Ele trabalhava em uma empresa fornecedora de equipamentos médicos, mas Seo-Ryeong o confundiu com o dono da loja.
Conversaram sobre o produto, ela fez o pagamento e ainda aprendeu com ele como usar a bengala.
Foi um encontro banal.
Mas o que Seo-Ryeong nunca esqueceu daquele dia foi a chuva repentina.
Com uma bengala numa mão e o guarda-chuva na outra, ela hesitou em voltar pra casa. Não tinha coragem. Acabou ficando ali, sentada na loja, só pra escapar do temporal.
Quanto mais pensava, mais frustrada se sentia.

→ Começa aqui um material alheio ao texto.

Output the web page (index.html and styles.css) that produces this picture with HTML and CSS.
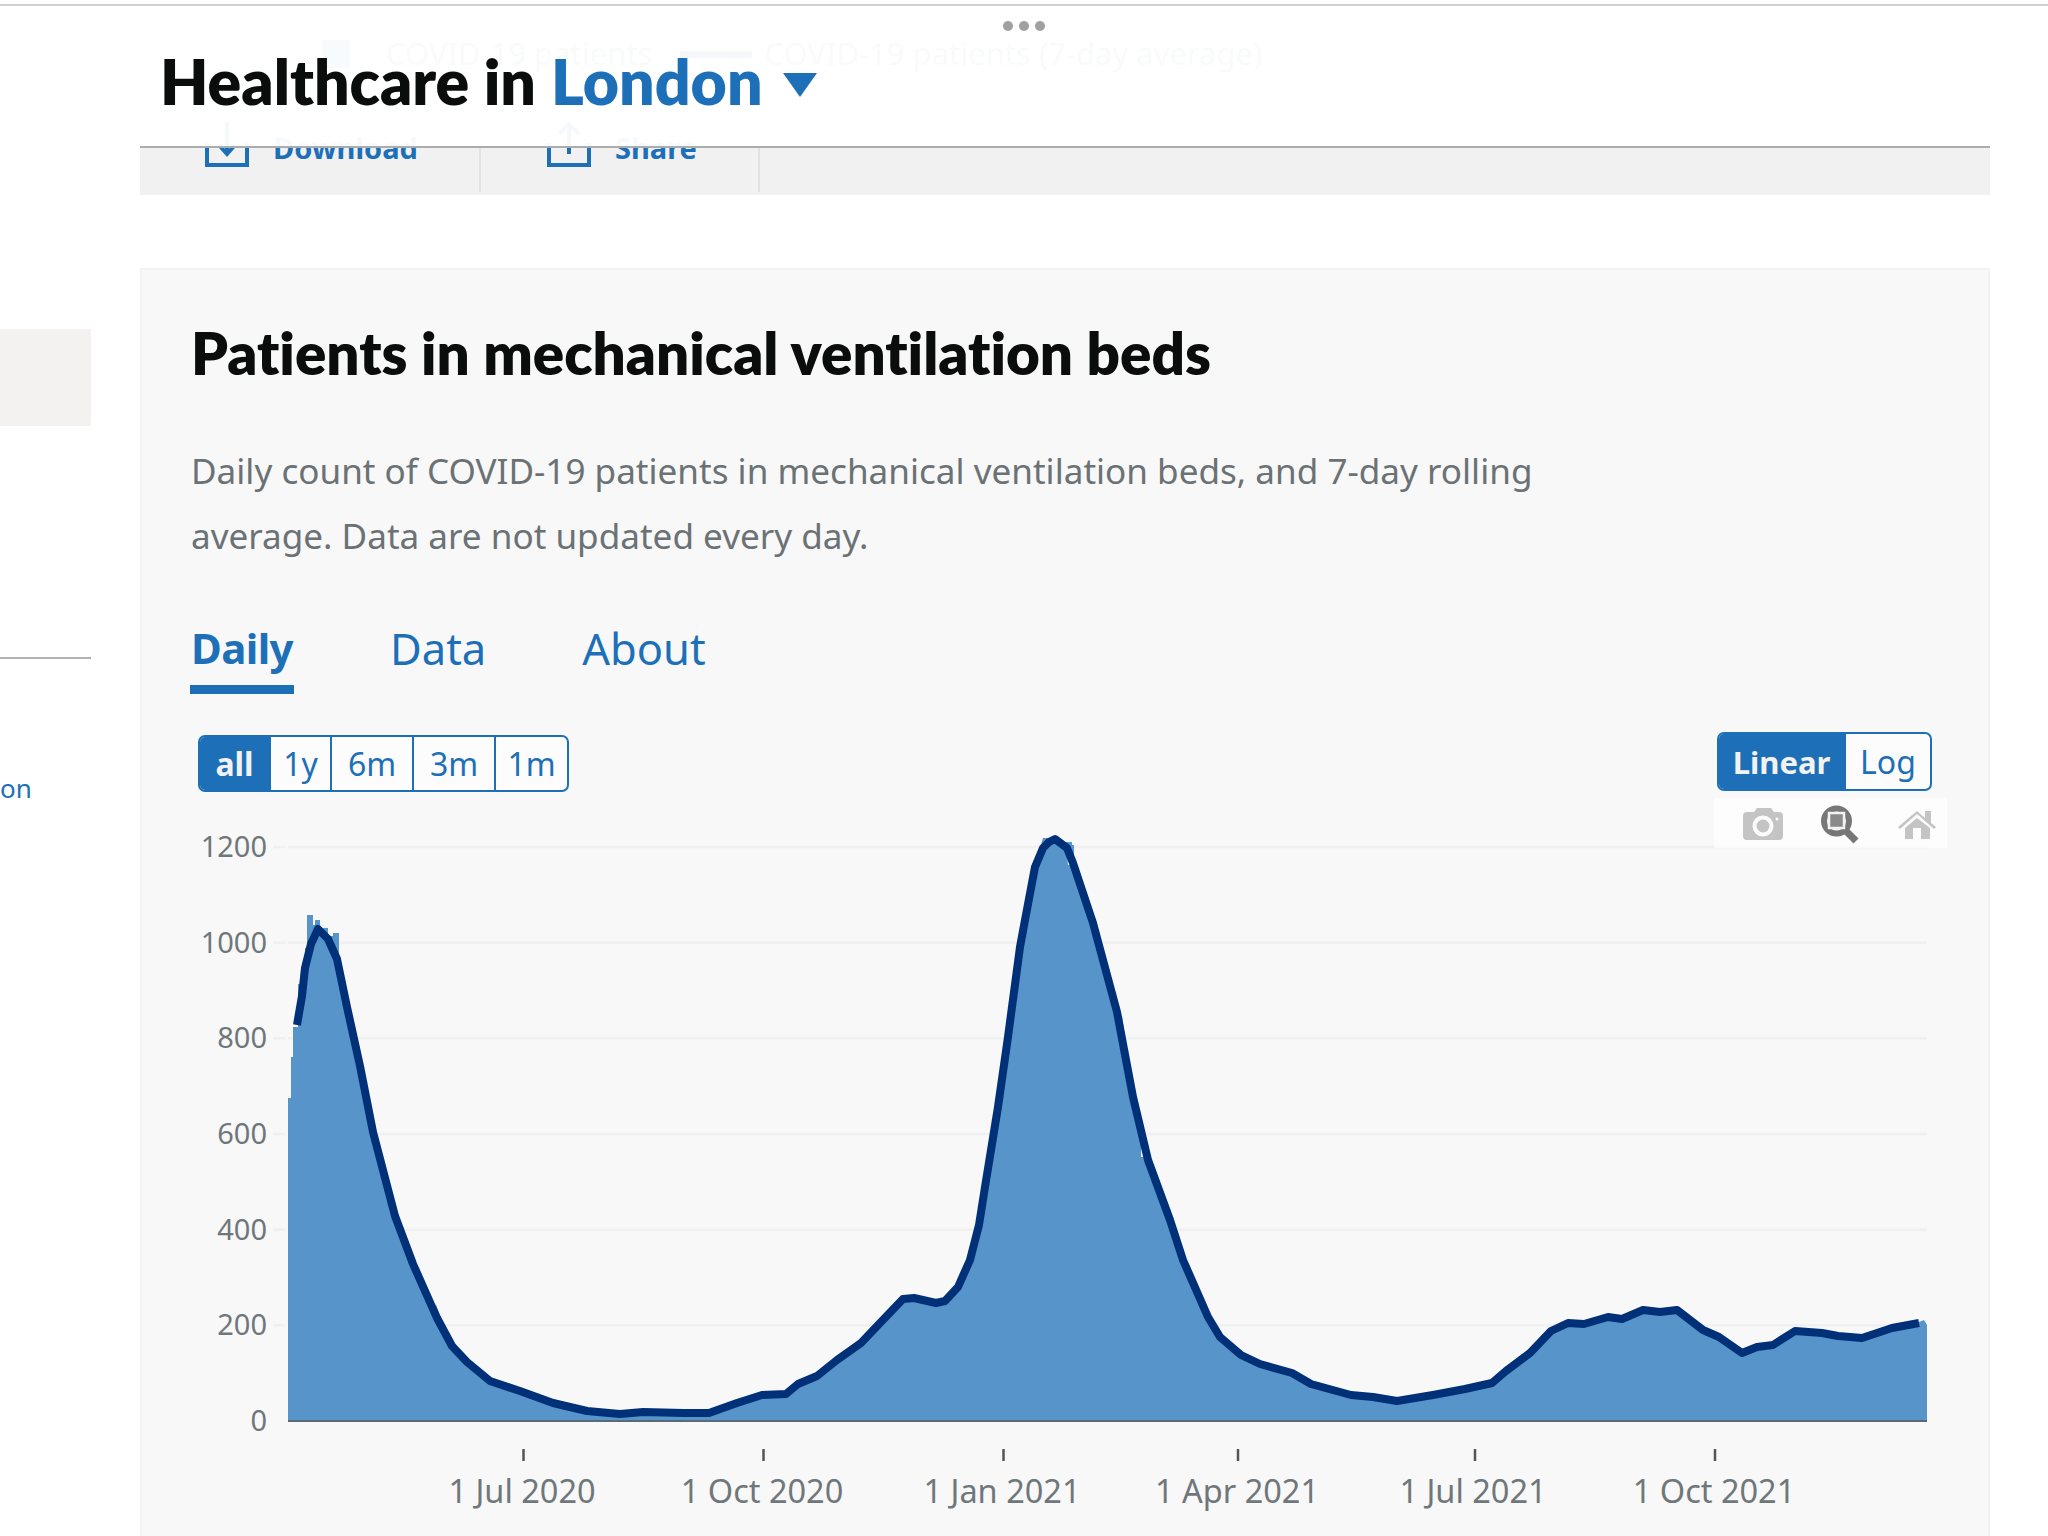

Por que eu tenho que viver com uma bengala? Eu sempre fui uma boa pessoa… Por que comigo?
Ela ainda não conseguia aceitar. Era algo simplesmente inaceitável.
Sem família, sem ninguém que a amparasse quando caía, que chorasse ou brigasse por ela — Seo-Ryeong sempre fora sozinha desde o nascimento.
Como alguém pode se sentir mais solitário do que isso?
Ainda assim, ela estava ali, lutando pra continuar viva. Patética e miserável.
Foi então que o coração dela, prestes a desabar, tremeu pela primeira vez.